Pulmonary embolism

What is a pulmonary embolism?

A pulmonary embolism is the name given to a blood clot that lodges in one of the blood vessel that supplies the lungs with blood. It is a very serious condition, one that can cause death within hours if not medically treated.

How does a pulmonary embolism occur?

Blood clots can form in various veins throughout the body. Sometimes such a clot, known as an embolus, can detach itself and flow with the blood around the body. In the vast majority of cases, the clot comes from a vein in the legs and came about as a result of deep vein thrombosis (DVT). Occasionally, the embolus is not a blood clot at all, but an air bubble, globule of fat, or tissue detached from a tumour.

If the embolus becomes lodged in one of the pulmonary arteries that supply the lungs, it can seriously affect the flow of oxygen and blood through the body. The condition can onset rapidly, does not always exhibit any symptoms, and can be fatal in one in 10 cases.

What increases the chances of having a pulmonary embolism?

In most cases, people who have a pulmonary embolism are already suffering from another complaint, usually a heart condition or deep vein thrombosis. Some people are more at risk than others, however, and they include:

  • Older people, especially those who are bedridden
  • People who have or have had cancer.
  • Anyone who has recently undergone surgery, especially in the abdomen.
  • Anyone who has a relative who has suffered a pulmonary embolism. There seems to be a greater risk for family members of those who have already had one.
  • Overweight people have a slightly greater chance of suffering an embolism.
  • People who have recently suffered a fracture of the pelvis or legs.
  • Pregnant women and women who have recently given birth

What are the symptoms of a pulmonary embolism?

Sometimes there are no symptoms at all.
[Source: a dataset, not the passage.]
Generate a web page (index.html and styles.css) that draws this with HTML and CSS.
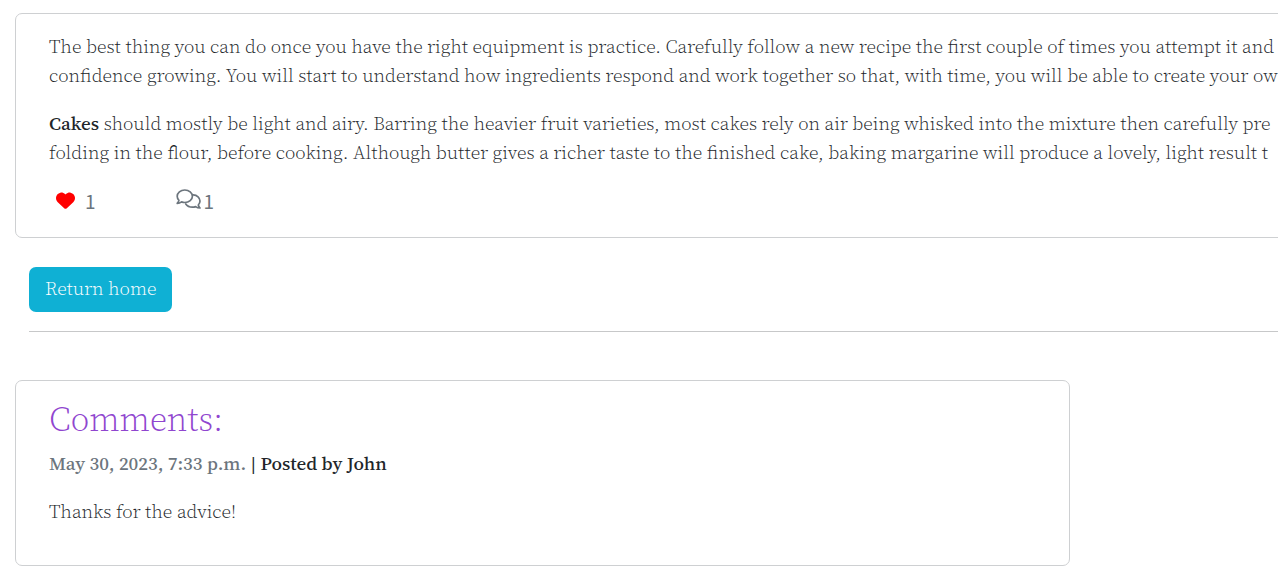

However, many people who experience a pulmonary embolism will feel some or all of the following symptoms:

  • Sudden inexplicable breathlessness
  • Sudden, sharp chest pain
  • Coughing up blood mixed with phlegm
  • An uncomfortable, nervous or anxious feeling
  • Exhaustion and a mild fever for a number of days following.

In nearly every case of embolism, hospital treatment is essential because of the possibility of a greater embolus occurring subsequently. When one of these larger emboli become lodged in the lung, urgent life-saving medical attention will be required. The symptoms of a severe pulmonary embolism include:

  • Rapid onset of pain
  • Becoming pale, and experiencing cold, sweaty flushes
  • Falling unconscious

It is very difficult to revive someone in this condition without medical attention. They need to be transferred to hospital immediately.

How can a pulmonary embolism be treated?

Unfortunately, a pulmonary embolism can be difficult to diagnose, as it may not display symptoms. When it does exhibit symptoms, they can be easily mistaken for other complaints, such as a cardiac arrest.

If a pulmonary embolism is diagnosed, the key issue is to stabilise the patient’s cardiovascular system until the embolus can be dissolved. This process can take up to a fortnight.

People with a diagnosed embolism receive anti-coagulant drugs to thin the blood and lessen the chance of another embolus developing. They may have to receive oxygen treatment also, as the lungs’ ability to function is impaired. Sometimes it is possible to dissolve the embolus; other times it is advisable to operate to remove it. Often, it is allowed to resolve itself under medical supervision.

People who have had an embolism in the past may find that they must take anti-coagulant for some time, possibly even the rest of their lives, to avoid another embolus developing.

If you feel any of the symptoms of a pulmonary embolism, especially if the symptoms develop very quickly, you must get to hospital immediately.